The Ua Ruairc proved to be a threat to Toirdelbach and to their neighbours. Máel Sechnaill, king of Mide, submitted to Toirdelbach in 1080, perhaps for fear of Ua Ruairc. War broke out in 1084 between Toirdelbach and the Ua Ruairc, joined by Cennétig Ua Briain. Toirdelbach raided Mide, but while he was absent the Conmaicne, clients of the Ua Ruairc, raided Munster. A battle was fought at Monecronock, near modern Leixlip, on 19 October 1082 where Toirdelbach's sons Muirchertach and Tadc won, killing Domnall Ua Ruairc and Cennétig Ua Briain.

==Death==
Toirdelbach fell seriously ill in 1085 and lost his hair. The Annals of the Four Masters, a late and not always reliable source, state that he had been ill for many years. He may never have fully recovered from his earlier illness. The Annals of Ulster report that he "died in Kincora [near Killaloe] after great suffering and long repentance, and after receiving the Body of Christ and His Blood, on [14 July] in the seventy-seventh year of his age [1086]". Rarely given to over-praising southern kings, this northern annal calls him "king of Ireland". The Annals of Tigernach, another northern record, styles Toirdelbach rí urmóir Erenn, "king of the greater part of Ireland".

==Marriages==
Toirdelbach was probably married three times. Dubchoblaig of the Uí Cheinnselaig, who died in 1088, was the mother of Diarmait, perhaps named for her kinsman and Toirdelbach's protector Diarmait mac Maíl na mBó. Derbforgaill of Osraige was the mother of Tadc and Muirchertach. No children of Gormlaith of Ua Fógarta are named and the mother of Toirdelbach's daughter Mór is not recorded.
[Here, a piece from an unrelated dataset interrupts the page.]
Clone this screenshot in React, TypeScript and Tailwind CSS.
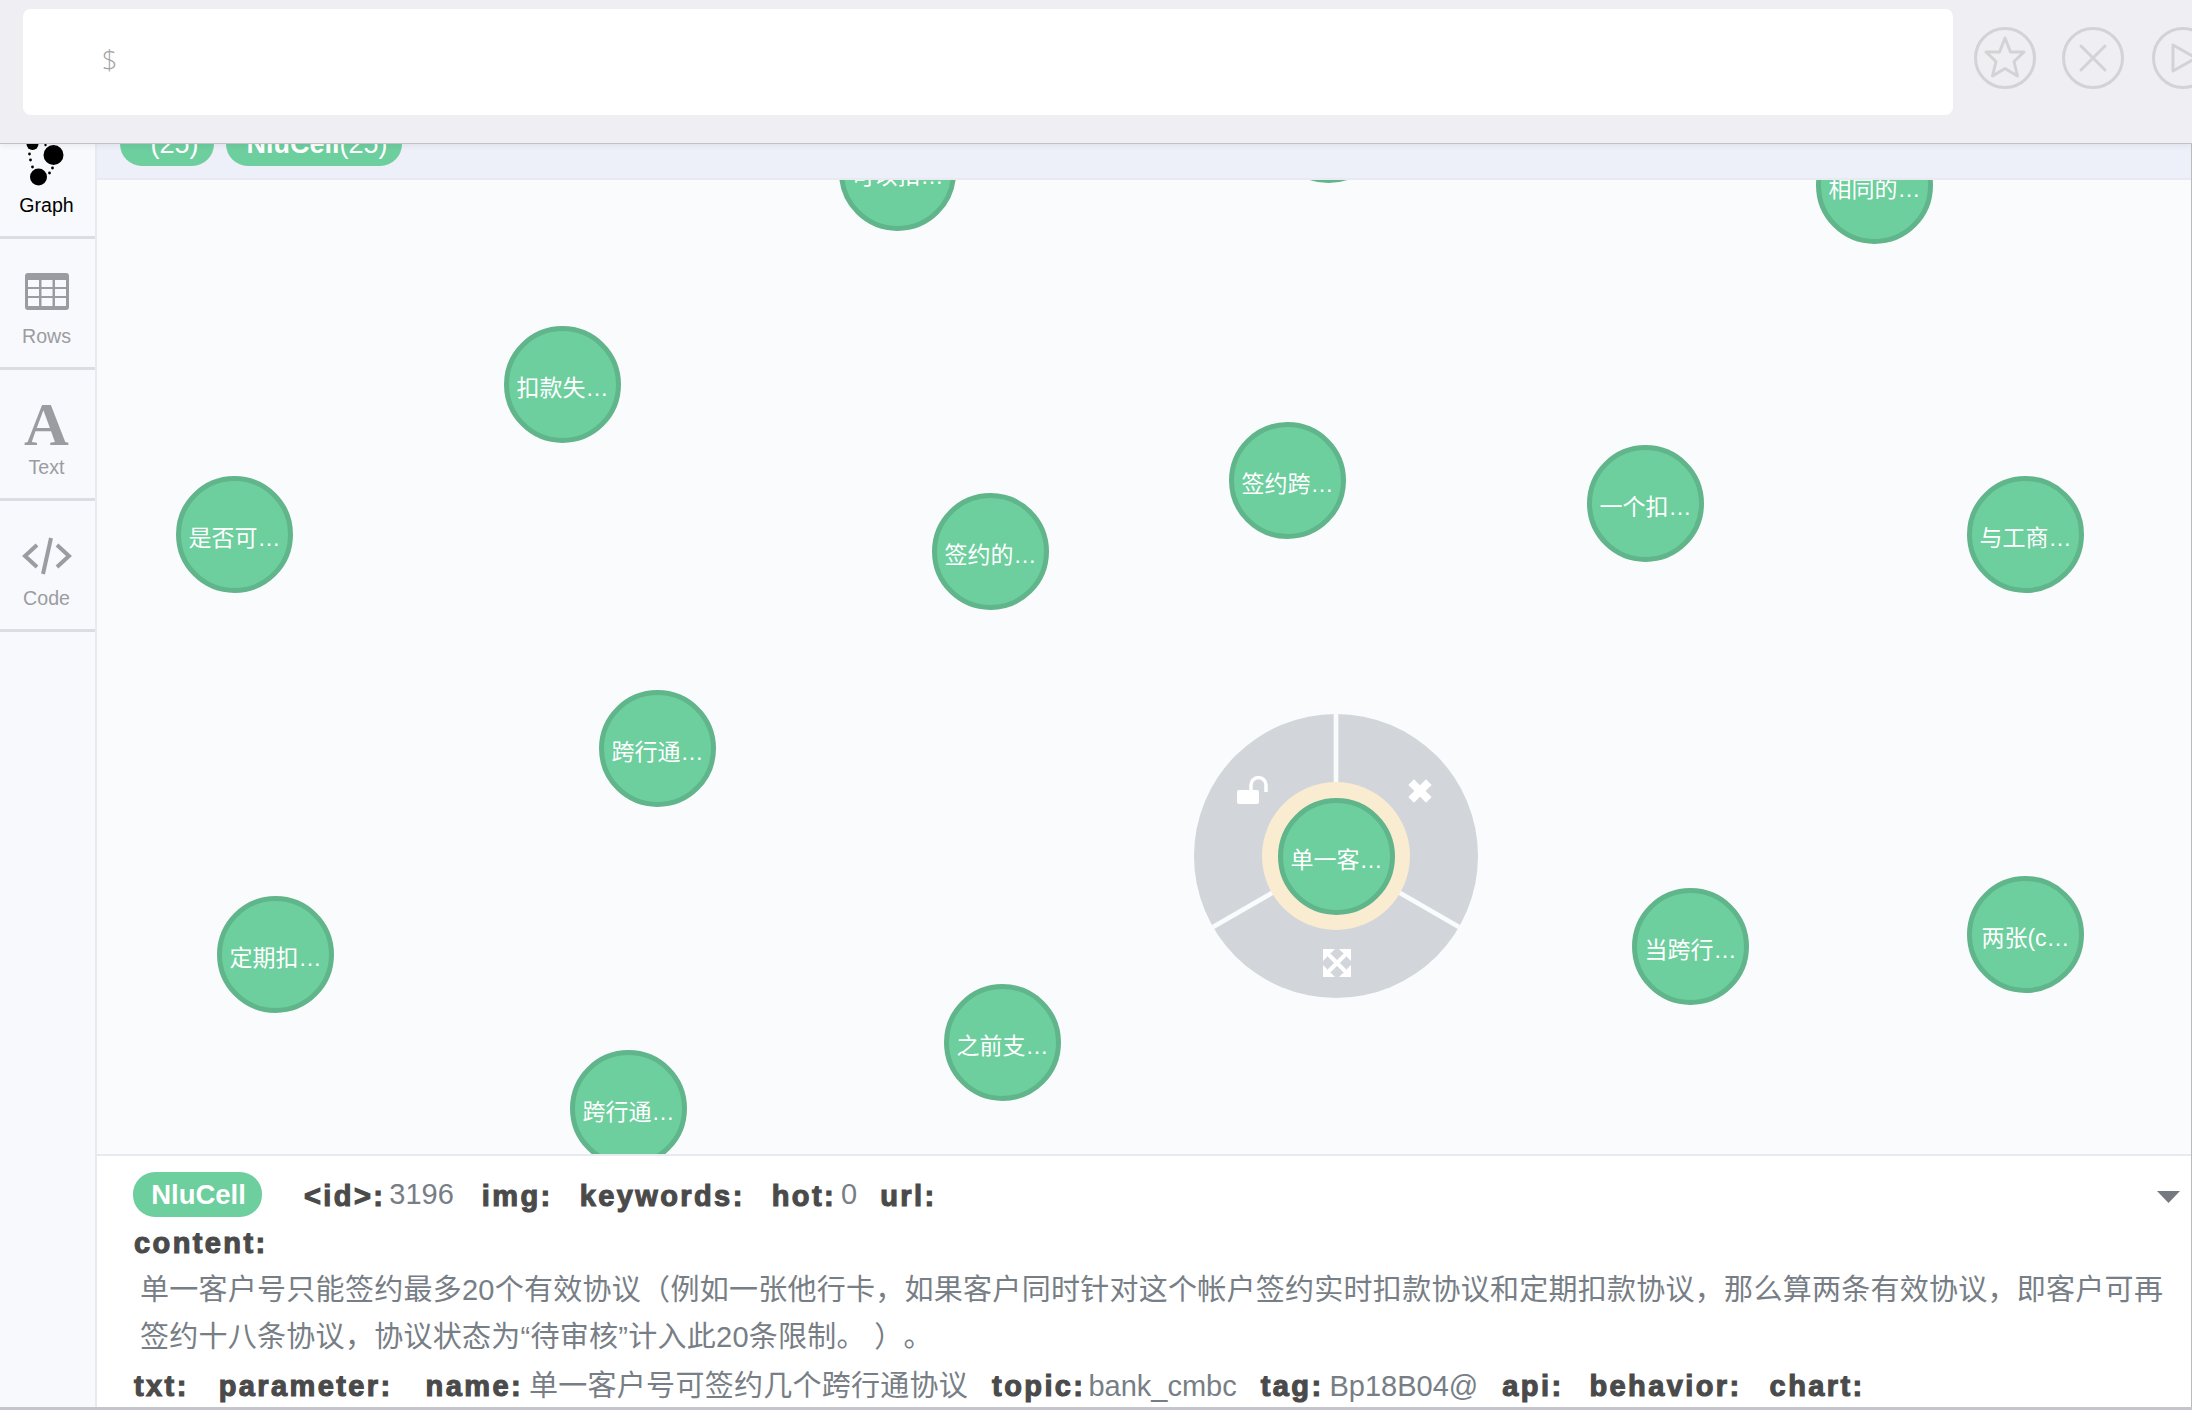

Mór married Ruaidrí na Saide Buide. Her son Toirdelbach Ua Conchobair was one of the greatest kings of medieval Ireland. She died in 1088, perhaps coincidentally the year in which a gloss to the Annals of Ulster records Toirdelbach's birth. Toirdelbach apparently planned to divide his lands between his three sons. Tadc survived him by only weeks, dying of natural causes at Kincora, after which Muircheartach and Diarmait disputed the succession. Diarmait was the loser, banished by his half-brother, and exiled with his mother's kin in Leinster.